August 16, 2016

Udall: Navajo Nation Deserves Justice for Damages from Gold King Mine Spill

"This was not a natural disaster, and the communities that were harmed by the toxic spill deserve compensation"

ALBUQUERQUE, N.M. —Today, U.S. Senator Tom Udall issued a statement in support of the Navajo Nation's decision to pursue justice for ongoing damages due to last year's Gold King Mine accident, which sent 3 million gallons of toxic sludge coursing down the Animas and San Juan rivers and through the Navajo Nation.

"The Navajo people have been on the receiving end of devastating environmental disasters brought on by the federal government and private industry for far too long. The spill was an accident, but the EPA made several serious mistakes, and the Navajo Nation has every right to pursue its claims for damages in court. This was not a natural disaster, and the communities that were harmed by the toxic spill deserve compensation.

"Last summer, I visited the area and met with President Begaye, Speaker Bates, Attorney General Branch, Gilbert Harrison, Chili Yazzie and others. The impact that this spill was having on farms, cultural traditions and the spirit of the people was devastating. Before then and since, I have been in frequent communication with both the Navajo Nation and the EPA to keep pushing to resolve these issues. I again spoke about this issue with both President Begaye and the Navajo Nation Council in July when I visited Window Rock to address the Council. I'm extremely disappointed that a year after the spill, the EPA still has not come close to fully compensating those who were harmed. That is way too long, and the Navajo people are understandably angry. I share their anger.

"As the lead Democrat on the Senate Interior Appropriations subcommittee, I have championed funding for long-term independent water quality monitoring for affected communities and pressed EPA to make good on its promises. I will continue to fight in Congress to help New Mexicans and the Navajo Nation recover from this disaster.

"The Gold King Mine is now a poster child for the unacceptable toxic legacy posed by thousands of abandoned mines threatening waterways throughout the Rocky Mountains. As many as 500,000 abandoned mines - just like the Gold King - are ticking time bombs that continue to leak contamination into our limited water supplies.
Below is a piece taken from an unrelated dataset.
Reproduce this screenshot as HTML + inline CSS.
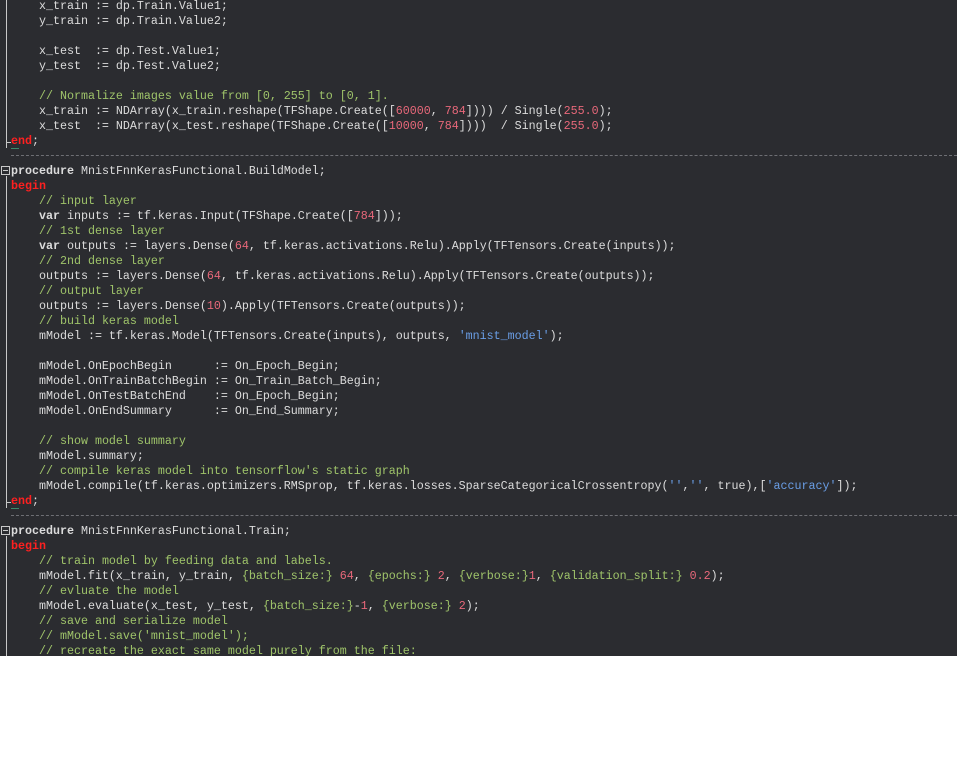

Hardrock mining companies have enjoyed a sweetheart deal for nearly 150 years, paying nothing for the minerals they extract from public land and walking away when they're done, leaving taxpayers on the hook for billions of dollars in cleanup. That's why I'm pushing to reform the 1872 Mining Law so that polluters - mining companies that profit from public lands - will pay to prevent and clean up pollution."
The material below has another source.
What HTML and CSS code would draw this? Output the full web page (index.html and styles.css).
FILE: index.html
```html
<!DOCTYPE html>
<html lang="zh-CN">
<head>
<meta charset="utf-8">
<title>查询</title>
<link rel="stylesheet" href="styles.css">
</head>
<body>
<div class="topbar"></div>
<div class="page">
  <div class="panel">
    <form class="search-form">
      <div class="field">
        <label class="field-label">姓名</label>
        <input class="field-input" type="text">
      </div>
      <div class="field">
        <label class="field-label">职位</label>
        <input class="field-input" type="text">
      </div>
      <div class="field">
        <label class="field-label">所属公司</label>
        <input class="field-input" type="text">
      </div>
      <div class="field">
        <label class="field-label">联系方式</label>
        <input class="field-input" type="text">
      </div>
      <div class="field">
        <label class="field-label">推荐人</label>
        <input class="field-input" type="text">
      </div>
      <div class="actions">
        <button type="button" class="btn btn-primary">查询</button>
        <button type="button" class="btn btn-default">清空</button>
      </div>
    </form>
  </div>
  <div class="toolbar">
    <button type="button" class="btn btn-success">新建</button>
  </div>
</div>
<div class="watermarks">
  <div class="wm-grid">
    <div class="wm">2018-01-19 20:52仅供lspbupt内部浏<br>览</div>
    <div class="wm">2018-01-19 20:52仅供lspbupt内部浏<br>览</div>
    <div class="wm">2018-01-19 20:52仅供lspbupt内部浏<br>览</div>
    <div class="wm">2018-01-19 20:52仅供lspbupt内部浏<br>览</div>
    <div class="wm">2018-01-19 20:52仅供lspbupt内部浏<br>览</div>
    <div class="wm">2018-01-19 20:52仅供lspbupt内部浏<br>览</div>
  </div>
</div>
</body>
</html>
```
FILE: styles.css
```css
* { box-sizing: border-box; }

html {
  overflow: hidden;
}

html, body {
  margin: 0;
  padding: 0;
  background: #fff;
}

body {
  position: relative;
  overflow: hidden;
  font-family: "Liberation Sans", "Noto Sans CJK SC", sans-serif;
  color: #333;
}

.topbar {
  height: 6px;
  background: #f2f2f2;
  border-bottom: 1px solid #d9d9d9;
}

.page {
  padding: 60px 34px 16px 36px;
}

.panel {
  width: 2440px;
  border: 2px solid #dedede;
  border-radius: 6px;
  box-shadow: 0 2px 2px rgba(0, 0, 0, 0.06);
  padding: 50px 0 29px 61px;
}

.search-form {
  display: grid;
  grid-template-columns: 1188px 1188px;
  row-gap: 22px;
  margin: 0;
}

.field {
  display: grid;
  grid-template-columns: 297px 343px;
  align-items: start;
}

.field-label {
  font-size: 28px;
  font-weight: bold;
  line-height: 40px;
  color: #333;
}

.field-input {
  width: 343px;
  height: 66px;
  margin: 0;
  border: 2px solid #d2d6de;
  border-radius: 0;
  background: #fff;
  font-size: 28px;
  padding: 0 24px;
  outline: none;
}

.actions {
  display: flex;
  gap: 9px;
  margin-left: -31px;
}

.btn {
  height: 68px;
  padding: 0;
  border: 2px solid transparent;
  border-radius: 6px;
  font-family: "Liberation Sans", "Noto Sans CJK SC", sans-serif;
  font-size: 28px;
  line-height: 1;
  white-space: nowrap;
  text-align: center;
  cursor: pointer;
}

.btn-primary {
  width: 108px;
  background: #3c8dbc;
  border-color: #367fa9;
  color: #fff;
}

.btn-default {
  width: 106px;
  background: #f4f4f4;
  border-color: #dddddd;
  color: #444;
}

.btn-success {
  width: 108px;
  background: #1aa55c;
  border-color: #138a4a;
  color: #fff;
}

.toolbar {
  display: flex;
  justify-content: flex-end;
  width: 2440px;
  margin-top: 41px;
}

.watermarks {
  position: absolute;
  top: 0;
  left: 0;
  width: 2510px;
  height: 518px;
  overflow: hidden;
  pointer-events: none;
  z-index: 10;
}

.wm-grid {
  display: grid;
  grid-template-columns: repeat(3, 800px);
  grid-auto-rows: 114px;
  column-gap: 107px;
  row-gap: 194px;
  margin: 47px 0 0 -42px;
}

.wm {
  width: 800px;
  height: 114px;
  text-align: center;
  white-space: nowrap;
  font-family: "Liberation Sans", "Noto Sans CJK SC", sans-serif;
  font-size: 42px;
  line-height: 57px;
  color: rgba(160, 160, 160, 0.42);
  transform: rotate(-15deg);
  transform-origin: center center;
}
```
Udall has introduced two bills in the Senate to compensate the Navajo Nation for damages from the Gold King Mine spill and prevent future spills, both cosponsored by U.S. Sen. Martin Heinrich

-The Gold King Mine Spill Recovery Act of 2015, which requires the EPA to compensate those who were impacted and work with the states and the Navajo Nation to fund and implement long-term water quality monitoring.

-The Hardrock Mining and Reclamation Act of 2015, which will ensure mining companies pay royalties for the privilege of extracting mineral resources from public lands.